I took out my phone and started looking up the statistics. Most police officers in the United States are people of color. More White people are shot in the US than black people per year. Laws against Jews in Germany, 1930s. A simple Google search had produced enough evidence to prove her wrong. So why was she saying this? Why is she pushing this victimhood on her black students? Why is she bastardizing History?
The answer became clear to me in the coming weeks. I had decided to leave South Africa, but not before I squeezed in the experience of the notorious “Israel Apartheid Week.” Imagine huge Israeli flags hung up on the University’s biggest hall, spray-painted “Apartheid State,” “Blood on Your Hands,” “Genocide.” Posters upon posters clad with blood libels against the Jewish State.
The truth is that the words “Apartheid,” “Oppression,” and “White Privilege” allow black South Africans to inoculate themselves from the responsibility of having ruined their own Country, raped their own people, and stolen their own chances of a Rainbow Nation.
The truth is that most South Africans who lived through the injustices of Apartheid will tell you that their lives were better then than they are now. White Oppression doesn’t hold a candle to Black Betrayal. Then they had jobs, then they had order, then they had recourse. Today, you have to be more afraid of the black police than the criminals themselves.
The Truth is that Pseudo-Intellectuals who preach about black victimhood have the same goal as the government suing Israel in The Hague today: Diversion. Distraction. Absolving Themselves of Responsibility. The fraudulent virtue signaling coming from the leaders of the Rape Capital of the world is Dostoevskian in its ridiculousness. More people die from murder, corruption and neglect under Cyril Ramaphosa’s rule than can be properly recorded.
The ANC has betrayed everyone who fought for them, but most profoundly, the Jews.
Lazer Sidelsky, the Jewish lawyer who took Nelson Mandela as an apprentice legal clerk when such a thing was unheard of, was one of countless Jews who allied Black resistance against Apartheid. Among them are names like Helen Suzman, Joel Joffe, Joe Slovo, Johnny Clegg and countless more. Jews were arrested alongside blacks as they organized dissent. No sector of the white population produced so a high proportion of supporters for equality. Instead of recognition and thanks from black South Africa, today, this has earned the Jews the oh-so-familiar role of scapegoat.

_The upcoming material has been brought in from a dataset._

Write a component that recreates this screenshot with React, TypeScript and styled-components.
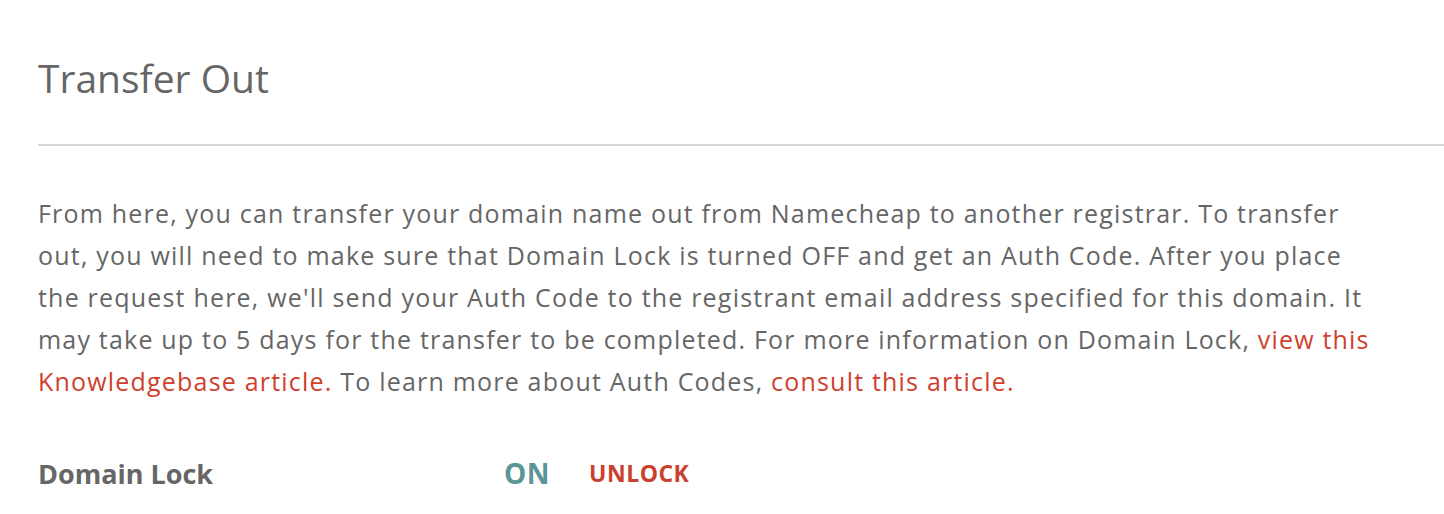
import React from "react";
import styled, { createGlobalStyle } from "styled-components";

const Global = createGlobalStyle`
  html, body { margin: 0; padding: 0; background: #fff; }
  body { font-family: "Open Sans", Lato, sans-serif; color: #666; }
`;

const Page = styled.div`
  padding: 52px 0 0 38px;
`;

const Title = styled.h1`
  margin: 0;
  font-family: "Open Sans", sans-serif;
  font-weight: 400;
  font-size: 39px;
  line-height: 52px;
  color: #666;
`;

const Divider = styled.hr`
  margin: 40px 0 0 0;
  border: 0;
  height: 2px;
  background: #d8d8d8;
`;

const Text = styled.p`
  margin: 46px 0 0 0;
  max-width: 1400px;
  font-size: 25px;
  line-height: 42px;
  letter-spacing: 1.2px;
  color: #666;
`;

const Link = styled.a`
  color: #d0402c;
  text-decoration: none;
`;

const Row = styled.div`
  display: grid;
  grid-template-columns: 466px auto auto 1fr;
  align-items: center;
  margin-top: 52px;
`;

const Label = styled.div`
  font-weight: 700;
  font-size: 27px;
  color: #666;
`;

const Status = styled.span<{ $color: string; $gap?: number; $size: number }>`
  font-weight: 700;
  font-size: ${(p) => p.$size}px;
  letter-spacing: 0.5px;
  text-transform: uppercase;
  color: ${(p) => p.$color};
  margin-right: ${(p) => p.$gap ?? 0}px;
`;

export default function App() {
  return (
    <>
      <Global />
      <Page>
        <Title>Transfer Out</Title>
        <Divider />
        <Text>
          From here, you can transfer your domain name out from Namecheap to another registrar. To transfer
          <br />
          out, you will need to make sure that Domain Lock is turned OFF and get an Auth Code. After you place
          <br />
          the request here, we'll send your Auth Code to the registrant email address specified for this domain. It
          <br />
          may take up to 5 days for the transfer to be completed. For more information on Domain Lock,{" "}
          <Link href="#">
            view this
            <br />
            Knowledgebase article.
          </Link>{" "}
          To learn more about Auth Codes, <Link href="#">consult this article.</Link>
        </Text>
        <Row>
          <Label>Domain Lock</Label>
          <Status $color="#5b9595" $gap={39} $size={28}>ON</Status>
          <Status $color="#c9402f" $size={23}>Unlock</Status>
        </Row>
      </Page>
    </>
  );
}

So today, as an Israeli ex-South African, I look back on a beautiful country, broken by corruption and wounded by lies. Many Jewish South Africans look back in sadness as the perjury continues against the Jewish State. As anti-Semitism continues to shape-shift, the Jewish story continues to repeat itself in the same way. Israel itself was born out of the Holocaust, with no remnant of victimhood in its culture or ideals. I think back to the lecturer who compared the plight of blacks to that of Jews. There are many obvious differences, but today I’d have a bit more to say to her.
I’d point her to the Jewish response to persecution. Instead of despair, we rise again, we rebuild, we look to the future, and we move on. The Jews that were brutally hunted in the 1930’s have left a legacy of greatness. Many of them came to Israel after being liberated from the camps to fight in Israel’s existential War of Independence. The children of these heroes speak through them, for them and continue to fight for Jewish Survival. In the words of Rebbetzin Esther Jungreis, my message to the South African Hypocrites and perjurers bears the same mark of resilience on behalf of the Jewish People:
“Most Sincerely Yours,
Esther Jungreis
-A daughter of the Jewish People
A graduate of Bergen-Belsen
And heir to Israel reborn.”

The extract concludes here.